═══ Material provided ═══

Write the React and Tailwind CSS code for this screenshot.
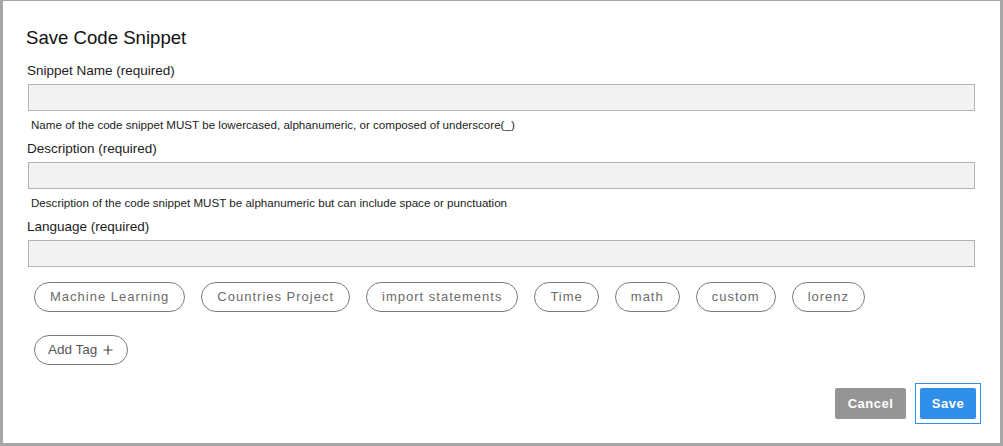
const tags = [
  'Machine Learning',
  'Countries Project',
  'import statements',
  'Time',
  'math',
  'custom',
  'lorenz',
]

const Field = ({ label, help, first }) => (
  <div className="flex flex-col">
    <label className={`${first ? 'mt-[14px]' : 'mt-[9px]'} text-[13.5px] leading-[16px] text-[#1c1c1c]`}>
      {label}
    </label>
    <input
      type="text"
      className="mt-[5px] ml-[1px] h-[27px] border border-[#b4b4b4] bg-[#f2f2f2] outline-none"
    />
    {help && (
      <p className="mt-[7px] ml-[4px] text-[11.6px] leading-[14px] text-[#222]">{help}</p>
    )}
  </div>
)

const App = () => {
  return (
    <div
      className="w-[1003px] h-[446px] bg-[#a7a7a7] pt-[1px] pl-[3px] pr-[3px] pb-[3px]"
      style={{ fontFamily: '"Liberation Sans", Arial, sans-serif' }}
    >
      <div className="w-full h-full bg-white pl-[24px] pr-[25px] pt-[26px] flex flex-col">
        <h2 className="text-[18.6px] leading-[22px] text-[#111] ml-[-1px]">Save Code Snippet</h2>

        <Field
          first
          label="Snippet Name (required)"
          help="Name of the code snippet MUST be lowercased, alphanumeric, or composed of underscore(_)"
        />
        <Field
          label="Description (required)"
          help="Description of the code snippet MUST be alphanumeric but can include space or punctuation"
        />
        <Field label="Language (required)" />

        {/* 태그 목록 */}
        <div className="mt-[15px] ml-[7px] flex gap-[16px]">
          {tags.map((t) => (
            <button
              key={t}
              className="h-[30px] px-[15px] rounded-full border border-[#7a7a7a] text-[13px] tracking-[1px] text-[#6b6b6b] bg-white"
            >
              {t}
            </button>
          ))}
        </div>

        <div className="mt-[23px] ml-[7px]">
          <button className="h-[30px] pl-[13px] pr-[14px] rounded-full border border-[#7a7a7a] text-[13.5px] text-[#555] bg-white flex items-center gap-[6px]">
            Add Tag
            <svg width="10" height="10" viewBox="0 0 10 10">
              <path d="M5 0.5v9M0.5 5h9" stroke="#444" strokeWidth="1.2" />
            </svg>
          </button>
        </div>

        <div className="mt-[18px] mr-[-6px] flex justify-end items-center gap-[9px]">
          <button className="h-[31px] w-[71px] rounded-[2px] bg-[#959595] text-white text-[13px] font-bold tracking-[0.5px]">
            Cancel
          </button>
          <div className="border border-[#2f8fe9] p-[4px]">
            <button className="block h-[31px] w-[56px] rounded-[2px] bg-[#2f8fe9] text-white text-[13px] font-bold tracking-[0.5px]">
              Save
            </button>
          </div>
        </div>
      </div>
    </div>
  )
}

export default App
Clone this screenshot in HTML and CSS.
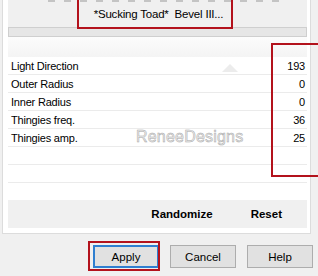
FILE: index.html
```html
<!DOCTYPE html>
<html>
<head>
<meta charset="utf-8">
<link rel="stylesheet" href="styles.css">
</head>
<body>
<div class="frame">
  <div class="panel">
    <div class="top">
      <div class="dashes"></div>
      <div class="title">*Sucking Toad*&nbsp; Bevel III...</div>
      <div class="bar"></div>
    </div>
    <div class="head"></div>
    <div class="rows">
      <div class="row"><span>Light Direction</span><span>193</span></div>
      <div class="row"><span>Outer Radius</span><span>0</span></div>
      <div class="row"><span>Inner Radius</span><span>0</span></div>
      <div class="row"><span>Thingies freq.</span><span>36</span></div>
      <div class="row"><span>Thingies amp.</span><span>25</span></div>
      <div class="row"></div>
      <div class="row"></div>
    </div>
    <div class="spacer"></div>
    <div class="actions">
      <span class="act act-rand">Randomize</span>
      <span class="act">Reset</span>
    </div>
  </div>
  <div class="buttons">
    <button class="btn btn-default">Apply</button>
    <button class="btn">Cancel</button>
    <button class="btn">Help</button>
  </div>

  <svg class="tri" width="16" height="8" viewBox="0 0 16 8"><polygon points="8,0 16,8 0,8" fill="#ececec"/></svg>
  <div class="watermark">ReneeDesigns</div>

  <div class="mark mark-title"></div>
  <div class="mark mark-values"></div>
  <div class="mark mark-apply"></div>
</div>
</body>
</html>
```
FILE: styles.css
```css
* { box-sizing: border-box; }
html, body { margin: 0; padding: 0; }
body {
  background: #f0f0f0;
  font-family: "Liberation Sans", Arial, sans-serif;
  font-size: 11px;
  color: #000;
}
.frame {
  position: relative;
  width: 318px;
  height: 276px;
  overflow: hidden;
}
.panel {
  margin-left: 2px;
  width: 309px;
  height: 234px;
  background: #fff;
  border-left: 1px solid #dcdcdc;
  border-right: 1px solid #dcdcdc;
  border-bottom: 1px solid #dcdcdc;
  padding: 0 3px 5px 5px;
  display: flex;
  flex-direction: column;
}
.top {
  height: 37px;
  background: #f0f0f0;
  display: flex;
  flex-direction: column;
}
.dashes {
  height: 2px;
  margin: 0 24px 0 40px;
  background: repeating-linear-gradient(90deg, #c4c4c4 0 7px, transparent 7px 16px);
}
.title {
  height: 25px;
  text-align: center;
  line-height: 24px;
  font-size: 11.5px;
  letter-spacing: -0.2px;
  padding-left: 2px;
}
.bar {
  height: 10px;
  background: #e6e6e6;
  border: 1px solid #cfcfcf;
}
.head {
  height: 20px;
  background: linear-gradient(#fcfcfc, #f4f4f4);
}
.rows { display: flex; flex-direction: column; }
.row {
  height: 18px;
  border-bottom: 1px solid #ebebeb;
  display: flex;
  justify-content: space-between;
  align-items: center;
  padding: 0 2px 0 3px;
  letter-spacing: -0.2px;
}
.spacer { height: 17px; }
.actions {
  height: 28px;
  background: #f0f0f0;
  display: flex;
  justify-content: flex-end;
  align-items: center;
  gap: 38px;
  padding-right: 25px;
  font-weight: bold;
  font-size: 11.5px;
}
.buttons {
  display: flex;
  justify-content: flex-end;
  gap: 11px;
  padding: 11px 5px 0 0;
}
.btn {
  width: 66px;
  height: 23px;
  background: #e1e1e1;
  border: 1px solid #adadad;
  font-family: "Liberation Sans", Arial, sans-serif;
  font-size: 11.5px;
  color: #000;
  padding: 0;
  margin: 0;
}
.btn-default { border: 2px solid #2f7fd0; }
.tri { position: absolute; left: 222px; top: 64px; }
.watermark {
  position: absolute;
  left: 136px;
  top: 128px;
  font-size: 16px;
  color: #ececec;
  -webkit-text-stroke: 0.5px #a8a8a8;
  letter-spacing: 0.2px;
}
.mark {
  position: absolute;
  border: 2px solid #b3121c;
}
.mark-title { left: 77px; top: -4px; width: 156px; height: 33px; }
.mark-values { left: 271px; top: 43px; width: 60px; height: 134px; }
.mark-apply { left: 88px; top: 241px; width: 72px; height: 30px; }
```
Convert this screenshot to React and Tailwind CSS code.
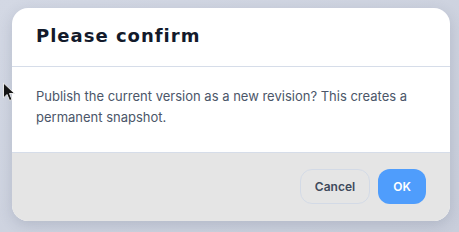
export default function App() {
  return (
    <div className="relative h-[232px] w-[459px] overflow-hidden bg-gradient-to-br from-[#d3d8e4] to-[#c9cedb] px-3 pt-2 font-['Inter',sans-serif]">
      {/* mouse cursor */}
      <svg className="absolute left-[2px] top-[82px]" width="14" height="20" viewBox="0 0 14 20">
        <path d="M1.5 1 L1.5 16 L5 12.5 L7.5 18.5 L10 17.5 L7.5 11.5 L12.5 11.5 Z" fill="#151515" stroke="#e8e8e8" strokeWidth="1" strokeLinejoin="round" />
      </svg>

      <div className="flex h-[213px] w-[438px] flex-col overflow-hidden rounded-2xl bg-white shadow-[0_4px_14px_rgba(60,70,100,0.18)]">
        <div className="flex h-[59px] items-center border-b border-[#d6dde9] px-6 pb-1">
          <h1 className="font-['DejaVu_Sans',sans-serif] text-[18px] font-bold tracking-[1px] text-[#131a2b]">
            Please confirm
          </h1>
        </div>

        <div className="h-[85px] px-6 pt-[19px]">
          <p className="text-[13px] leading-[21px] text-[#4b5669]">
            Publish the current version as a new revision? This creates a permanent snapshot.
          </p>
        </div>

        <div className="flex flex-1 items-start justify-end gap-2 border-t border-[#d6dde9] bg-[#e5e5e5] px-6 pt-4">
          <button className="h-[35px] w-[70px] rounded-xl border border-[#d3dae6] text-[12px] font-semibold text-[#3f4a5c]">
            Cancel
          </button>
          <button className="h-[35px] w-[48px] rounded-xl bg-[#4f9dfc] text-[12px] font-semibold text-white">
            OK
          </button>
        </div>
      </div>
    </div>
  );
}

═══

→ **Stated problem**
The lines from the one holding "Convert this screenshot" through the end of the material above are to be echoed exactly, both ends included. Do not include pictures.

→ **Reply**
Convert this screenshot to React and Tailwind CSS code.
export default function App() {
  return (
    <div className="relative h-[232px] w-[459px] overflow-hidden bg-gradient-to-br from-[#d3d8e4] to-[#c9cedb] px-3 pt-2 font-['Inter',sans-serif]">
      {/* mouse cursor */}
      <svg className="absolute left-[2px] top-[82px]" width="14" height="20" viewBox="0 0 14 20">
        <path d="M1.5 1 L1.5 16 L5 12.5 L7.5 18.5 L10 17.5 L7.5 11.5 L12.5 11.5 Z" fill="#151515" stroke="#e8e8e8" strokeWidth="1" strokeLinejoin="round" />
      </svg>

      <div className="flex h-[213px] w-[438px] flex-col overflow-hidden rounded-2xl bg-white shadow-[0_4px_14px_rgba(60,70,100,0.18)]">
        <div className="flex h-[59px] items-center border-b border-[#d6dde9] px-6 pb-1">
          <h1 className="font-['DejaVu_Sans',sans-serif] text-[18px] font-bold tracking-[1px] text-[#131a2b]">
            Please confirm
          </h1>
        </div>

        <div className="h-[85px] px-6 pt-[19px]">
          <p className="text-[13px] leading-[21px] text-[#4b5669]">
            Publish the current version as a new revision? This creates a permanent snapshot.
          </p>
        </div>

        <div className="flex flex-1 items-start justify-end gap-2 border-t border-[#d6dde9] bg-[#e5e5e5] px-6 pt-4">
          <button className="h-[35px] w-[70px] rounded-xl border border-[#d3dae6] text-[12px] font-semibold text-[#3f4a5c]">
            Cancel
          </button>
          <button className="h-[35px] w-[48px] rounded-xl bg-[#4f9dfc] text-[12px] font-semibold text-white">
            OK
          </button>
        </div>
      </div>
    </div>
  );
}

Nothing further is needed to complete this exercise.